The Competition and Markets Authority (CMA) published new guidance on price transparency in November under the Digital Markets, Competition and Consumers Act 2024.
For travel businesses, the message is clear – if a charge is unavoidable, it should be part of the advertised price. This applies even if it is not collected by the travel agent or tour operator and is instead paid by the customer at the hotel or destination.
This is a significant shift for many travel and accommodation providers, whose pricing models have historically treated "local taxes" or "resort fees" as separate from the headline price.
The guidance applies to any business advertising prices to UK consumers. This includes agents, operators, cruise lines, OTAs and airlines. If you make the consumer facing price available, you may be liable if the headline price omits mandatory charges or otherwise misleads.
Bed banks and wholesalers can also be drawn in where their pricing feeds or content drive how prices are presented downstream, or where they make consumer facing prices available themselves.
What's changed?
So what's changed for travel businesses? Firstly, headline prices must reflect the true total cost. The CMA expects consumers to be shown the total price upfront, i.e. a fully inclusive price, including mandatory fees, taxes and charges that the consumer will necessarily have to pay.
Secondly, the CMA is explicit that local taxes, resort fees and other unavoidable charges payable on arrival or departure fall into the scope of its guidance given that in most cases, these costs are typically mandatory and reasonably calculable meaning they should be included in the advertised price, including any "from" pricing.
This applies even where the charge is paid locally rather than at the booking stage, when it is paid to a hotel or local authority rather than to the travel organiser, and/or where it is charged in a foreign currency.
If a charge cannot be reasonably calculated in advance, the non-calculable element should be displayed with equal prominence next to the headline price, together with enough information for the consumer to calculate it.

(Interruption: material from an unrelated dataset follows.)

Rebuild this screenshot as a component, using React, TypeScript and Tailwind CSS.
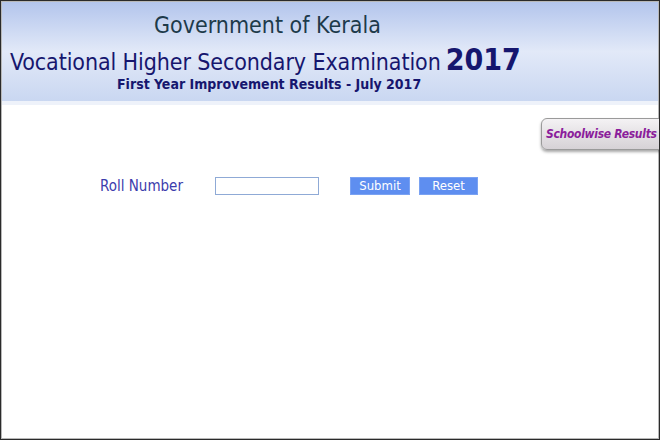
import React from 'react';

const tahoma = { fontFamily: '"DejaVu Sans Condensed", "DejaVu Sans", sans-serif' };

export default function App() {
    return (
        <div className="w-[660px] h-[440px] overflow-hidden border border-[#2a2a2a] bg-white">
            <div className="h-full border border-[#b8b8b8] flex flex-col">
                {/* Header */}
                <header
                    className="h-[103px] bg-gradient-to-b from-[#b3c5ec] via-[#e2e9f8] to-[#c9d7f1] border-b-4 border-[#eef2fa] flex flex-col"
                    style={tahoma}
                >
                    <h1 className="mt-[9px] ml-[152px] text-[23px] leading-[28px] text-[#1d3a4a]">Government of Kerala</h1>
                    <div className="mt-[7px] ml-[8px] flex items-baseline gap-[5px] text-[#16166e]">
                        <span className="text-[23px] leading-[28px] tracking-[-0.1px]">Vocational Higher Secondary Examination</span>
                        <span className="text-[30px] leading-[28px] font-bold">2017</span>
                    </div>
                    <p className="mt-[0px] ml-[115px] text-[14px] leading-[16px] font-bold text-[#16166e]">
                        First Year Improvement Results - July 2017
                    </p>
                </header>

                {/* Body */}
                <main className="flex-1 flex flex-col">
                    <div className="flex justify-end mt-[13px] -mr-[13px]">
                        <a className="w-[130px] h-[32px] rounded-[6px] border border-[#9a9a9a] bg-gradient-to-b from-[#f4f2f4] to-[#d6d2d6] shadow-[0_2px_3px_rgba(0,0,0,0.35)] flex items-center pl-[4px] text-[12px] font-bold italic tracking-[-0.3px] text-[#8b1d9b]"
                            style={tahoma}>
                            Schoolwise Results
                        </a>
                    </div>

                    <form className="mt-[25px] ml-[98px] flex items-center" style={tahoma}>
                        <label className="w-[115px] text-[15px] text-[#3c3cac]">Roll Number</label>
                        <input className="w-[104px] h-[18px] border border-[#8faad6] bg-white outline-none" type="text" />
                        <button type="button" className="ml-[31px] w-[60px] h-[18px] bg-[#5e8ef0] border border-[#7aa2f2] text-white text-[13px] leading-[16px]">
                            Submit
                        </button>
                        <button type="reset" className="ml-[9px] w-[59px] h-[18px] bg-[#5e8ef0] border border-[#7aa2f2] text-white text-[13px] leading-[16px]">
                            Reset
                        </button>
                    </form>
                </main>
            </div>
        </div>
    );
}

Thirdly, where part of the cost is paid later, for example, local tourist taxes at check in or check out, the CMA expects the customer to be shown a clear, consolidated total and an explanation of what is payable when. Presenting "pay-now" and "pay-later" elements in different currencies without a clear total creates obvious compliance risk.
Finally, drip pricing is prohibited. The guidance reinforces how businesses should not show an attractive headline price and then introduce mandatory charges later in the booking journey.
It is important to note enforcement is live. The CMA has publicly signalled price transparency is a priority and confirmed it has already started engaging with businesses on compliance, including issuing advisory letters and opening investigations in late 2025.
In our view, travel businesses should assume this will be an active enforcement area given the historic consumer sensitivity around travel pricing and the CMA’s focus on mandatory "add-on" charges.
We do not expect an extended grace period for compliance with the updated guidance, although the CMA has indicated it will proactively work with businesses to help them comply rather than seek enforcement action immediately.
Given the CMA has new powers to make decisions regarding breaches of consumer law and impose fines without court action, it is important to take proactive steps towards compliance now.
We recommend travel businesses urgently review:
- Headline prices and "from" prices, including ads, search results, brochures, email marketing and product listings to ensure local taxes, resort fees and other mandatory charges are included wherever they can be calculated;
- Booking flows and processes to ensure mandatory charges are not being added later in the journey, thus minimising any drip pricing risk;
- How "pay-later" charges, including foreign currency charges, are displayed, ensuring consumers can see a consolidated total and a clear breakdown of what is paid now versus later;
- Third-party channels and affiliates, where pricing presentation is often constrained, but still needs to be compliant; and
- Supplier information and agreements to ensure all mandatory charges are properly communicated and captured for pricing purposes.